_YOUR TASK_:
Repeat the listing word for word. No pictures belong in the copy.

##### DATA SHOWN

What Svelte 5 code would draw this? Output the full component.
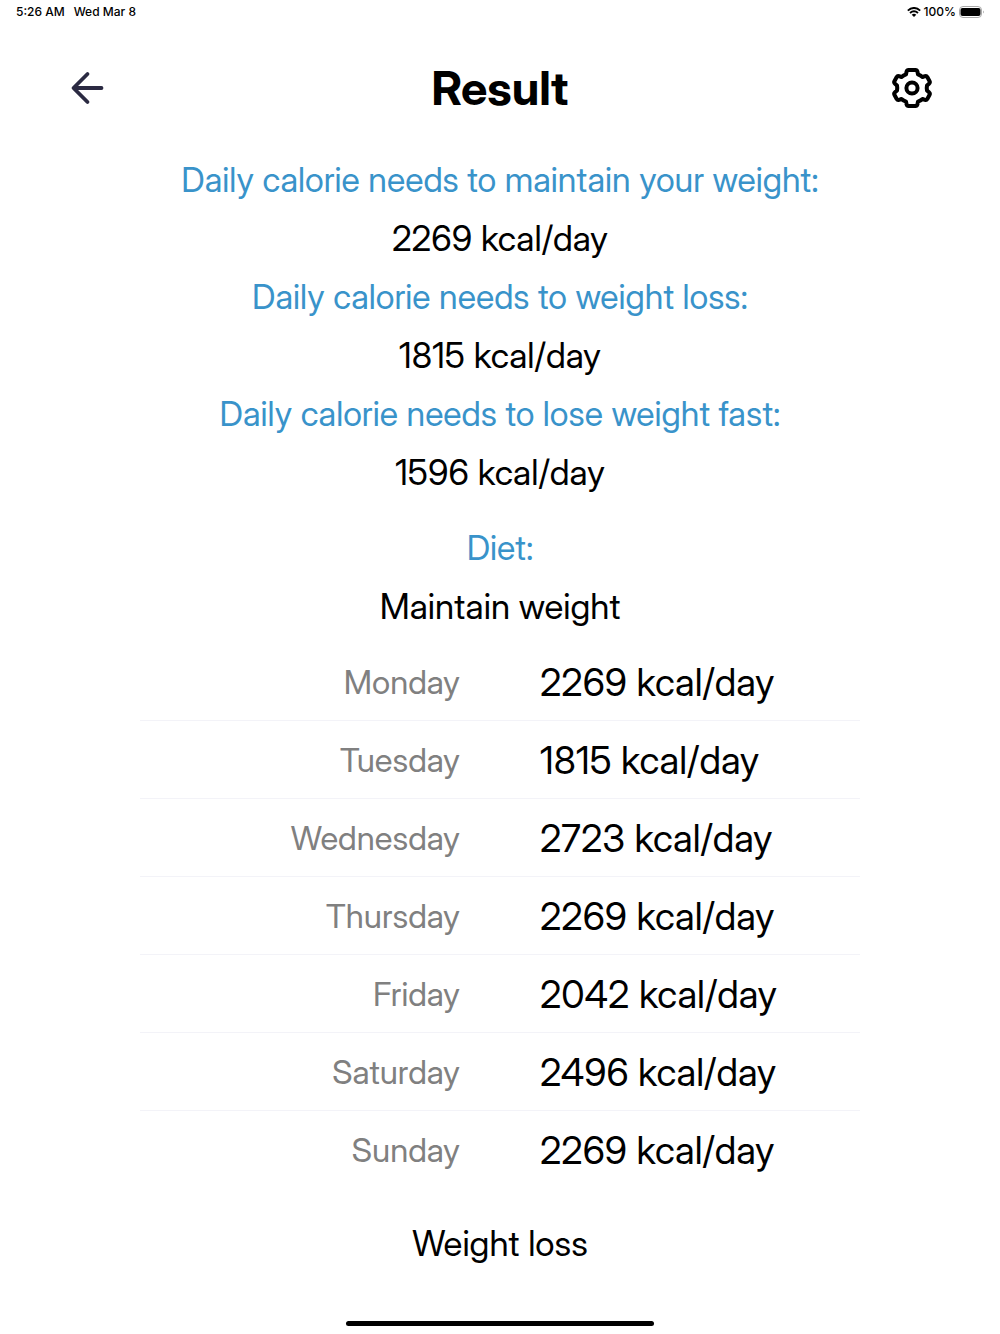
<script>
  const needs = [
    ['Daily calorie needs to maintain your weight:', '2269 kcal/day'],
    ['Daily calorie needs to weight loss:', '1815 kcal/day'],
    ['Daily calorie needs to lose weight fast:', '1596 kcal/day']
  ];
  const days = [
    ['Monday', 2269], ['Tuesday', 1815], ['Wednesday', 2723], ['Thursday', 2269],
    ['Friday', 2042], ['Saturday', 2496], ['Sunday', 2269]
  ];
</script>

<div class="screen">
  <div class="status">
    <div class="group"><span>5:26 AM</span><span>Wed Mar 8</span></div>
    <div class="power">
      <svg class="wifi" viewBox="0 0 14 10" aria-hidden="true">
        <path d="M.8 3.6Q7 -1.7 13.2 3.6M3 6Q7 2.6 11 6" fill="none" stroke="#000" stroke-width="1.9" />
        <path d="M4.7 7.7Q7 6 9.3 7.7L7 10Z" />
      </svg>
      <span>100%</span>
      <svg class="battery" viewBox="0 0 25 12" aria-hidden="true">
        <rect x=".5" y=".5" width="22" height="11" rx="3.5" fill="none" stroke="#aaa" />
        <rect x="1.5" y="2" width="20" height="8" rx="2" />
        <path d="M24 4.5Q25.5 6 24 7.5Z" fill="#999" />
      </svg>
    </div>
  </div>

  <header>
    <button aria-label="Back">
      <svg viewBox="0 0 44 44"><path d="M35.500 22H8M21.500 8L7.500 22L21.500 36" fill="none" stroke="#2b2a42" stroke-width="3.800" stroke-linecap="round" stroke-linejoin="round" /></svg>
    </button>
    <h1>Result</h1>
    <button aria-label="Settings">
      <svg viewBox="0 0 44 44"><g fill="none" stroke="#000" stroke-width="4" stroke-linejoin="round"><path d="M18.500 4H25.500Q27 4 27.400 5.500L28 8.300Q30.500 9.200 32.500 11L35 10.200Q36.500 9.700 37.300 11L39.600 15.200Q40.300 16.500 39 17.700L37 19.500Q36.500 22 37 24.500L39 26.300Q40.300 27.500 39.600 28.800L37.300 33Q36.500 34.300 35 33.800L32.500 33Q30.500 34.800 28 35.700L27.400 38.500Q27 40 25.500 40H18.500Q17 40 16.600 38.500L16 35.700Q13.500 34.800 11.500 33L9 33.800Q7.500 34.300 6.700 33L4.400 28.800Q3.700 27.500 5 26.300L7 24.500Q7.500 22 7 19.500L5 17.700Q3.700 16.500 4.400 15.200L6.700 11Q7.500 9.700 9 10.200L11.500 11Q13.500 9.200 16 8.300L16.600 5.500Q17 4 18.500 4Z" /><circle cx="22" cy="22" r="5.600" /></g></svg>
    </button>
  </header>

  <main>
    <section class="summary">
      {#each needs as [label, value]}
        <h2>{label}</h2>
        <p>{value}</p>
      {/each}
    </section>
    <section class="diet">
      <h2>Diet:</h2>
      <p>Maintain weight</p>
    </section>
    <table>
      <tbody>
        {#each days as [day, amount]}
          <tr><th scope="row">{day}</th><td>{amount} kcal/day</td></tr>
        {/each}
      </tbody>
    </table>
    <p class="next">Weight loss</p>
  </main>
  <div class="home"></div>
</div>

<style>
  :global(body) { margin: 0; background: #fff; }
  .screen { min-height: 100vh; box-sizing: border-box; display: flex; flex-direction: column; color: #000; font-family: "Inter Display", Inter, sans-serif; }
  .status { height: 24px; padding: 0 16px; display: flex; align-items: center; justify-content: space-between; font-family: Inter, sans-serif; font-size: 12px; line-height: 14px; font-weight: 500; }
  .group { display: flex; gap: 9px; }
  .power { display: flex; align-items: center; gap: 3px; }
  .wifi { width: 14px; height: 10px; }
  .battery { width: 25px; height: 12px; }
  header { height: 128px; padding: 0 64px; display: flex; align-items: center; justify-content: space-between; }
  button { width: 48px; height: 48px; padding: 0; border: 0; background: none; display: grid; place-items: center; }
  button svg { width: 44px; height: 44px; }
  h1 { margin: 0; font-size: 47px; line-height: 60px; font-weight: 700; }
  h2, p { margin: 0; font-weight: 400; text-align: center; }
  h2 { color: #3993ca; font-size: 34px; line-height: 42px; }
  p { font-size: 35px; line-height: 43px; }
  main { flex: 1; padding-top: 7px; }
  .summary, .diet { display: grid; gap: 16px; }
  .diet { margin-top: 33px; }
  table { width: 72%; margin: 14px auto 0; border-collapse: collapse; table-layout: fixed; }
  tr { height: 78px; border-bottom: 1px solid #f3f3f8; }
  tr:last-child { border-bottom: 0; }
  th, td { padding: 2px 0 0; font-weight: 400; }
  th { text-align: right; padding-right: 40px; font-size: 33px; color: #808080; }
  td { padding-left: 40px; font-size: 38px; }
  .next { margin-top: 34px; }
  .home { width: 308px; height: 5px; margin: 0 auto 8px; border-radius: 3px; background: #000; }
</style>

##########

_RESULT FOR THIS EXERCISE_:
What Svelte 5 code would draw this? Output the full component.
<script>
  const needs = [
    ['Daily calorie needs to maintain your weight:', '2269 kcal/day'],
    ['Daily calorie needs to weight loss:', '1815 kcal/day'],
    ['Daily calorie needs to lose weight fast:', '1596 kcal/day']
  ];
  const days = [
    ['Monday', 2269], ['Tuesday', 1815], ['Wednesday', 2723], ['Thursday', 2269],
    ['Friday', 2042], ['Saturday', 2496], ['Sunday', 2269]
  ];
</script>

<div class="screen">
  <div class="status">
    <div class="group"><span>5:26 AM</span><span>Wed Mar 8</span></div>
    <div class="power">
      <svg class="wifi" viewBox="0 0 14 10" aria-hidden="true">
        <path d="M.8 3.6Q7 -1.7 13.2 3.6M3 6Q7 2.6 11 6" fill="none" stroke="#000" stroke-width="1.9" />
        <path d="M4.7 7.7Q7 6 9.3 7.7L7 10Z" />
      </svg>
      <span>100%</span>
      <svg class="battery" viewBox="0 0 25 12" aria-hidden="true">
        <rect x=".5" y=".5" width="22" height="11" rx="3.5" fill="none" stroke="#aaa" />
        <rect x="1.5" y="2" width="20" height="8" rx="2" />
        <path d="M24 4.5Q25.5 6 24 7.5Z" fill="#999" />
      </svg>
    </div>
  </div>

  <header>
    <button aria-label="Back">
      <svg viewBox="0 0 44 44"><path d="M35.500 22H8M21.500 8L7.500 22L21.500 36" fill="none" stroke="#2b2a42" stroke-width="3.800" stroke-linecap="round" stroke-linejoin="round" /></svg>
    </button>
    <h1>Result</h1>
    <button aria-label="Settings">
      <svg viewBox="0 0 44 44"><g fill="none" stroke="#000" stroke-width="4" stroke-linejoin="round"><path d="M18.500 4H25.500Q27 4 27.400 5.500L28 8.300Q30.500 9.200 32.500 11L35 10.200Q36.500 9.700 37.300 11L39.600 15.200Q40.300 16.500 39 17.700L37 19.500Q36.500 22 37 24.500L39 26.300Q40.300 27.500 39.600 28.800L37.300 33Q36.500 34.300 35 33.800L32.500 33Q30.500 34.800 28 35.700L27.400 38.500Q27 40 25.500 40H18.500Q17 40 16.600 38.500L16 35.700Q13.500 34.800 11.500 33L9 33.800Q7.500 34.300 6.700 33L4.400 28.800Q3.700 27.500 5 26.300L7 24.500Q7.500 22 7 19.500L5 17.700Q3.700 16.500 4.400 15.200L6.700 11Q7.500 9.700 9 10.200L11.500 11Q13.500 9.200 16 8.300L16.600 5.500Q17 4 18.500 4Z" /><circle cx="22" cy="22" r="5.600" /></g></svg>
    </button>
  </header>

  <main>
    <section class="summary">
      {#each needs as [label, value]}
        <h2>{label}</h2>
        <p>{value}</p>
      {/each}
    </section>
    <section class="diet">
      <h2>Diet:</h2>
      <p>Maintain weight</p>
    </section>
    <table>
      <tbody>
        {#each days as [day, amount]}
          <tr><th scope="row">{day}</th><td>{amount} kcal/day</td></tr>
        {/each}
      </tbody>
    </table>
    <p class="next">Weight loss</p>
  </main>
  <div class="home"></div>
</div>

<style>
  :global(body) { margin: 0; background: #fff; }
  .screen { min-height: 100vh; box-sizing: border-box; display: flex; flex-direction: column; color: #000; font-family: "Inter Display", Inter, sans-serif; }
  .status { height: 24px; padding: 0 16px; display: flex; align-items: center; justify-content: space-between; font-family: Inter, sans-serif; font-size: 12px; line-height: 14px; font-weight: 500; }
  .group { display: flex; gap: 9px; }
  .power { display: flex; align-items: center; gap: 3px; }
  .wifi { width: 14px; height: 10px; }
  .battery { width: 25px; height: 12px; }
  header { height: 128px; padding: 0 64px; display: flex; align-items: center; justify-content: space-between; }
  button { width: 48px; height: 48px; padding: 0; border: 0; background: none; display: grid; place-items: center; }
  button svg { width: 44px; height: 44px; }
  h1 { margin: 0; font-size: 47px; line-height: 60px; font-weight: 700; }
  h2, p { margin: 0; font-weight: 400; text-align: center; }
  h2 { color: #3993ca; font-size: 34px; line-height: 42px; }
  p { font-size: 35px; line-height: 43px; }
  main { flex: 1; padding-top: 7px; }
  .summary, .diet { display: grid; gap: 16px; }
  .diet { margin-top: 33px; }
  table { width: 72%; margin: 14px auto 0; border-collapse: collapse; table-layout: fixed; }
  tr { height: 78px; border-bottom: 1px solid #f3f3f8; }
  tr:last-child { border-bottom: 0; }
  th, td { padding: 2px 0 0; font-weight: 400; }
  th { text-align: right; padding-right: 40px; font-size: 33px; color: #808080; }
  td { padding-left: 40px; font-size: 38px; }
  .next { margin-top: 34px; }
  .home { width: 308px; height: 5px; margin: 0 auto 8px; border-radius: 3px; background: #000; }
</style>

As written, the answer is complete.